6. The transistor gate of claim 1, wherein the first part extends through an isolation layer.

7. The transistor gate of claim 1, wherein the first part extends through an adhesion layer.

8. A transistor gate, the transistor gate comprising:

a first part that has a first width;

a second part that has a second width that is greater than the first width; and

a third part that has a third width that is greater than the second width, wherein the first part, the second part and the third part form a single monolithic T-gate structure.

9. The transistor gate of claim 8, wherein a center of the third part is offset by a predetermined amount from the center of the second part.

10. The transistor gate of claim 8, wherein the transistor gate is surrounded by work function setting material.

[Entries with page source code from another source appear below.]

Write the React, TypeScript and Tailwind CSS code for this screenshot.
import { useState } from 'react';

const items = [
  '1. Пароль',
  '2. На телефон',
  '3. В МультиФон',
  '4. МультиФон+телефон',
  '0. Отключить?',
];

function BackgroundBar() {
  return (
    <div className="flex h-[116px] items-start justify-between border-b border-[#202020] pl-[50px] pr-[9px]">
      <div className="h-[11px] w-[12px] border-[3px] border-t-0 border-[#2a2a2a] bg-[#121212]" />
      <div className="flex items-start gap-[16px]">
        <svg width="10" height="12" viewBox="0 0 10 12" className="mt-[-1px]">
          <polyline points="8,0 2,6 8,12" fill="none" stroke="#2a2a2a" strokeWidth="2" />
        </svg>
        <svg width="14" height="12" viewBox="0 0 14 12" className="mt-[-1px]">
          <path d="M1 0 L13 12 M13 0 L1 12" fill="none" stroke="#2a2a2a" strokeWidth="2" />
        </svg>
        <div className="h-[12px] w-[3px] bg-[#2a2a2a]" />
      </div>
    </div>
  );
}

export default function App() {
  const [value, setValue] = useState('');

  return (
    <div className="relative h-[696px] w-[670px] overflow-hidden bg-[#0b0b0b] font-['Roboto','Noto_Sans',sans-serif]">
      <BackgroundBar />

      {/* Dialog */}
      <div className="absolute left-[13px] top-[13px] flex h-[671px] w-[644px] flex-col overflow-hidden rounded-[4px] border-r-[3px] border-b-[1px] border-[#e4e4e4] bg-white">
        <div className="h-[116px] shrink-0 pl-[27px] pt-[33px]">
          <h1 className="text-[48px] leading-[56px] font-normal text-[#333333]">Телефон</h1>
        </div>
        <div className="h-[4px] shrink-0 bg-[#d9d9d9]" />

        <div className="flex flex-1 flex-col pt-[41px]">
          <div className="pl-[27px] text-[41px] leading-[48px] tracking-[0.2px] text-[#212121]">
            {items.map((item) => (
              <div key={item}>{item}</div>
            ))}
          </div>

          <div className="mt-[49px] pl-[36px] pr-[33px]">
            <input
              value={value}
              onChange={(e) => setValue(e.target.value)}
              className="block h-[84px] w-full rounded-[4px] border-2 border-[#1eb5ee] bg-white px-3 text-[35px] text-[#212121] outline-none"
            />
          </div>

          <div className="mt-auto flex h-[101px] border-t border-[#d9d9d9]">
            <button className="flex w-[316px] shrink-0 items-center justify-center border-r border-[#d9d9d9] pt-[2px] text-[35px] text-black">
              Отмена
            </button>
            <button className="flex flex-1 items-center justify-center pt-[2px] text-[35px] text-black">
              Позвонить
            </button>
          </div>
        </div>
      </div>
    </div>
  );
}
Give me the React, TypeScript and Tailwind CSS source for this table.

11. The transistor gate of claim 8, wherein the first part is formed above a GaN epitaxial layer.

12. The transistor gate of claim 8, wherein the first part extends through a polarization layer.

13. The transistor gate of claim 8, wherein the first part extends through an isolation layer.

14. The transistor gate of claim 8, wherein the first part extends through an adhesion layer.

15. A method for forming a transistor gate, the method comprising:

forming a dummy gate base part that has a first width in first material above a semiconductor substrate;

forming a dummy gate top part that has a second width that is greater than the first width that extends into second material;

removing the dummy gate base part and the dummy gate top part;

forming a T-gate that has a monolithic structure in the space formed from the removal of the dummy gate base part and the dummy gate top part.

16. The method of claim 15, wherein the dummy gate base part and the dummy gate top part are coaxial.

17. The method of claim 15, further comprising forming a work function setting material around the T-gate.

18. The method of claim 15, further comprising forming the T-gate above a GaN epitaxial layer.

19. The method of claim 15, further comprising forming the T-gate to extend through a polarization layer.

20. The method of claim 15, further comprising forming the T-gate to extend through an isolation layer.